H&E Equipment Services, Herc Rentals and United Rentals saw equipment rental revenue growth in the third quarter as megaprojects supported several rental companies.
H&E Equipment Services’ rental revenue clocked in at $326.2 million, up 3.3% year over year, according to the company’s Oct. 29 earnings presentation. Megaprojects, or large-scale construction and infrastructure projects, continue to result in higher equipment volumes and longer project durations, which leads to premium utilization performance and strong deployed equipment yields, Chief Executive Brad Barber said during the company’s earnings call that day.
“Due to their remarkable equipment needs, multiple large equipment rental providers are active on most projects,” he said. “With visibility beyond 2025, megaprojects remain a stable base of demand for construction rental equipment.”
Meanwhile, H&E’s rental equipment dollar utilization rate fell to 39.4% from 41.5% in Q3 2023, according to the earnings presentation. In addition, the company’s rental equipment physical time utilization fell to 67.6% in Q3 from 70% in Q3 2023, as non-megaproject activity slowed amid higher interest rates, Barber said.
“Local project activity remains muted due in part to an extended period of elevated interest rates, and we continue to manage a slight oversupply of certain types of equipment,” he said. “We believe a trend of moderating activity will persist through the remainder of the year with physical fleet utilization and rental rates expected to remain below year-ago measures.”
Herc Rentals keeps breaking rental revenue records
Herc Rentals’ rental revenue increased to a record $866 million in Q3, up 13.2% YoY on 2.3% higher pricing and 10.7% higher volume, according to the company’s Oct. 22 10-Q filing with the Securities and Exchange Commission.
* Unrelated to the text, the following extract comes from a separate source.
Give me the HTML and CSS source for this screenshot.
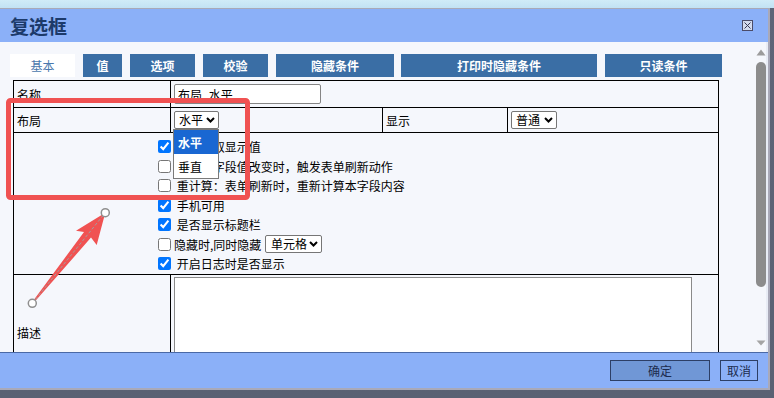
FILE: index.html
```html
<!DOCTYPE html>
<html lang="zh">
<head>
<meta charset="utf-8">
<title>复选框</title>
<link rel="stylesheet" href="styles.css">
</head>
<body>
<div class="dialog">
  <header class="titlebar">
    <h1 class="title">复选框</h1>
    <span class="close" aria-label="关闭">
      <svg width="11" height="11" viewBox="0 0 11 11"><rect x="0.5" y="0.5" width="10" height="10" fill="#d3daee" stroke="#4b4b68"/><path d="M2.5 2.5 L8.5 8.5 M8.5 2.5 L2.5 8.5" stroke="#3a3a55" stroke-width="1"/></svg>
    </span>
  </header>
  <div class="content">
    <div class="main">
      <nav class="tabs">
        <span class="tab tab-active tab-w65">基本</span>
        <span class="tab tab-w39">值</span>
        <span class="tab tab-w65">选项</span>
        <span class="tab tab-w65">校验</span>
        <span class="tab tab-w118">隐藏条件</span>
        <span class="tab tab-w196">打印时隐藏条件</span>
        <span class="tab tab-w117">只读条件</span>
      </nav>
      <div class="form">
        <div class="cell">名称</div>
        <div class="cell span3"><input class="text-input" type="text" value="布局_水平"></div>

        <div class="cell">布局</div>
        <div class="cell select-cell">
          <span class="select-box box-layout">
            <select class="sel"><option>水平</option><option>垂直</option></select>
            <svg class="chev" width="9" height="6" viewBox="0 0 9 6"><path d="M1 1 L4.5 4.5 L8 1" fill="none" stroke="#000" stroke-width="2"/></svg>
          </span>
          <ul class="dropdown">
            <li class="opt opt-active">水平</li>
            <li class="opt">垂直</li>
          </ul>
        </div>
        <div class="cell">显示</div>
        <div class="cell">
          <span class="select-box box-show">
            <select class="sel"><option>普通</option></select>
            <svg class="chev" width="9" height="6" viewBox="0 0 9 6"><path d="M1 1 L4.5 4.5 L8 1" fill="none" stroke="#000" stroke-width="2"/></svg>
          </span>
        </div>

        <div class="cell span4 checks">
          <label class="check"><input type="checkbox" checked> 只读时取显示值</label>
          <label class="check"><input type="checkbox"> 刷新：字段值改变时，触发表单刷新动作</label>
          <label class="check"><input type="checkbox"> 重计算：表单刷新时，重新计算本字段内容</label>
          <label class="check"><input type="checkbox" checked> 手机可用</label>
          <label class="check"><input type="checkbox" checked> 是否显示标题栏</label>
          <label class="check"><input type="checkbox">隐藏时,同时隐藏 <span class="select-box box-cell"><select class="sel"><option>单元格</option></select><svg class="chev" width="9" height="6" viewBox="0 0 9 6"><path d="M1 1 L4.5 4.5 L8 1" fill="none" stroke="#000" stroke-width="2"/></svg></span></label>
          <label class="check"><input type="checkbox" checked> 开启日志时是否显示</label>
        </div>

        <div class="cell">描述</div>
        <div class="cell span3 area-cell"><textarea class="textarea"></textarea></div>
      </div>
    </div>
    <div class="scrollbar">
      <svg class="sb-arrow" width="10" height="7" viewBox="0 0 10 7"><path d="M5 0.5 L9.5 6.5 L0.5 6.5 Z" fill="#9c9c9c"/></svg>
      <div class="sb-thumb"></div>
      <div class="sb-space"></div>
      <svg class="sb-arrow" width="10" height="6" viewBox="0 0 10 6"><path d="M0.5 0.5 L9.5 0.5 L5 5.5 Z" fill="#a4a4a4"/></svg>
    </div>
  </div>
  <footer class="footer">
    <button class="btn btn-ok" type="button">确定</button>
    <button class="btn btn-cancel" type="button">取消</button>
  </footer>
</div>

<svg class="annot" width="774" height="398" viewBox="0 0 774 398">
  <rect x="8.5" y="100.5" width="239" height="97" rx="2" fill="none" stroke="#f05252" stroke-width="5"/>
  <polygon points="31.7,302.8 84.0,232.0 76,230.7 105.3,212.7 96.7,245 91.0,237.6 32.9,303.8" fill="#f05252"/>
  <line x1="32.3" y1="303.3" x2="105.3" y2="212.7" stroke="#a0a0a0" stroke-width="1" stroke-dasharray="3 2"/>
  <circle cx="32.3" cy="303.3" r="4" fill="#fff" stroke="#8f8f8f" stroke-width="1.5"/>
  <circle cx="105.3" cy="212.7" r="4" fill="#fff" stroke="#8f8f8f" stroke-width="1.5"/>
</svg>
</body>
</html>
```

FILE: styles.css
```css
* {
  box-sizing: border-box;
}

html,
body {
  margin: 0;
  padding: 0;
}

body {
  position: relative;
  width: 774px;
  height: 398px;
  overflow: hidden;
  background: linear-gradient(to bottom, #d0ebf8 0, #c2e2f4 8px, #5e6578 8px, #5a6173 100%);
  font-family: "Noto Sans CJK SC", "Microsoft YaHei", sans-serif;
  font-size: 12px;
  color: #000;
}

.dialog {
  margin-top: 8px;
  width: 770px;
  border-top: 1px solid #a9a9b8;
  border-right: 2px solid #a9a9b8;
  border-bottom: 2px solid #a9a9b8;
  display: flex;
  flex-direction: column;
}

.titlebar {
  height: 33px;
  background: #8bb0f8;
  display: flex;
  align-items: center;
  justify-content: space-between;
  padding: 0 15px 0 10px;
}

.title {
  margin: 0;
  font-size: 19px;
  font-weight: bold;
  color: #1c3a6a;
  line-height: 1;
}

.close {
  display: flex;
}

.content {
  height: 310px;
  background: #f5f7fc;
  display: flex;
}

.main {
  flex: 1;
  overflow: hidden;
  padding: 12px 0 0 10px;
}

.tabs {
  display: flex;
  gap: 8px;
  height: 23px;
}

.tab {
  display: flex;
  align-items: center;
  justify-content: center;
  background: #3a6ea5;
  color: #fff;
  font-weight: bold;
  font-size: 12px;
}

.tab-active {
  background: #fff;
  color: #4a78ad;
  font-weight: normal;
}

.tab-w65 { width: 65px; }
.tab-w39 { width: 39px; }
.tab-w118 { width: 118px; }
.tab-w196 { width: 196px; margin-left: -1px; }
.tab-w117 { width: 117px; }

.form {
  margin: 3px 0 0 3px;
  width: 706px;
  display: grid;
  grid-template-columns: 157px 212px 125px 211px;
  grid-template-rows: 27px 25px 142px 116px;
  border-left: 1px solid #000;
  border-top: 1px solid #000;
}

.cell {
  border-right: 1px solid #000;
  border-bottom: 1px solid #000;
  padding: 0 3px;
  display: flex;
  align-items: center;
}

.span3 {
  grid-column: span 3;
}

.span4 {
  grid-column: span 4;
}

.text-input {
  width: 147px;
  height: 20px;
  margin: 0;
  padding: 0 3px;
  border: 1px solid #858585;
  border-radius: 2px;
  background: #fff;
  font: 12px "Noto Sans CJK SC", sans-serif;
  color: #000;
}

.select-cell {
  position: relative;
}

.select-box {
  position: relative;
  display: inline-flex;
  height: 18px;
}

.sel {
  appearance: none;
  -webkit-appearance: none;
  width: 100%;
  height: 18px;
  margin: 0;
  padding: 0 0 0 4px;
  border: 1px solid #767676;
  border-radius: 2px;
  background: #fff;
  font: 12px "Noto Sans CJK SC", sans-serif;
  line-height: 16px;
  color: #000;
}

.chev {
  position: absolute;
  right: 4px;
  top: 6px;
  pointer-events: none;
}

.box-layout {
  width: 45px;
}

.box-show {
  width: 46px;
}

.box-cell {
  width: 57px;
  margin-left: 1px;
}

.box-cell .sel {
  padding-left: 5px;
}

.dropdown {
  position: absolute;
  left: 2px;
  top: 21px;
  z-index: 5;
  width: 46px;
  margin: 0;
  padding: 0;
  list-style: none;
  background: #fff;
  border: 1px solid #7a7a7a;
}

.opt {
  height: 24px;
  padding-left: 4px;
  display: flex;
  align-items: center;
  font-size: 12px;
}

.opt-active {
  background: #1967d2;
  color: #fff;
  font-weight: bold;
}

.checks {
  display: block;
  padding: 4px 0 0 140px;
}

.check {
  display: flex;
  align-items: center;
  height: 19.5px;
  white-space: pre;
}

.check input {
  width: 13px;
  height: 13px;
  margin: 0 3px 0 4px;
}

.area-cell {
  align-items: flex-start;
  padding-top: 2px;
}

.textarea {
  width: 518px;
  height: 110px;
  margin: 0;
  border: 1px solid #8a8a8a;
  background: #fff;
  resize: none;
}

.scrollbar {
  width: 14px;
  display: flex;
  flex-direction: column;
  align-items: flex-start;
  padding: 7px 0 6px 2px;
  border-right: 2px solid #e8ecf5;
}

.sb-arrow {
  display: block;
}

.sb-thumb {
  width: 10px;
  height: 225px;
  margin-top: 6px;
  background: #8c8c8c;
  border-radius: 5px;
}

.sb-space {
  flex: 1;
}

.footer {
  height: 36px;
  background: #8bb0f8;
  border-top: 1px solid #4a69a6;
  display: flex;
  justify-content: flex-end;
  align-items: center;
  gap: 10px;
  padding-right: 10px;
}

.btn {
  height: 21px;
  padding: 0;
  border: 1px solid #2d3f66;
  font: 12px "Noto Sans CJK SC", sans-serif;
  color: #1c2b4e;
}

.btn-ok {
  width: 100px;
  background: #7097d6;
}

.btn-cancel {
  width: 38px;
  background: #8bb0f8;
}

.annot {
  position: absolute;
  left: 0;
  top: 0;
  z-index: 10;
  pointer-events: none;
}
```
Herc Rentals expects megaprojects and hurricane recovery efforts to boost revenues for the remainder of the year, President and Chief Executive Officer Larry Silber said during the Oct. 22 earnings call.
“We expect, once again, to generate record rental revenue in the fourth quarter as megaprojects accelerate, new acquisitions provide incremental contributions, and revenue related to our support of the recovery efforts for the two recent hurricanes, are captured,” he said. “When it comes to margin, we’re going to continue to carefully manage the cost structure and fleet utilization to address this near-term disparity of demand we’re seeing between certain regions, customer and project types.”
The company’s dollar utilization in Q3 landed at 42.2%, up 10 basis points YoY, according to Herc’s earnings presentation.
United Rentals fleet productivity improves
United Rentals’ equipment rental revenue for Q3 was $3.5 billion, up 7.4% YoY, according to the company’s Oct. 24 earnings release.
United Rentals is growing in several markets and expects that to continue into 2025, Chief Executive Matthew Flannery said during the Oct. 24 earnings call.
“We saw growth in both construction led by non-[residential] and our industrial end markets, with particular strength in manufacturing,” he said. “We have good momentum heading into 2025, which is setting up to be another year of growth based on what we see and sense today. The tailwinds for a multitude of large, complex projects are still in the early innings, and we believe we’re uniquely positioned as the partner of choice with our customers.”
United Rentals’ fleet productivity, a measure of the impact of changes in rental rates, time utilization and mix on owned equipment rental revenue, increased by 3.5% in Q3 according to the company’s earnings presentation.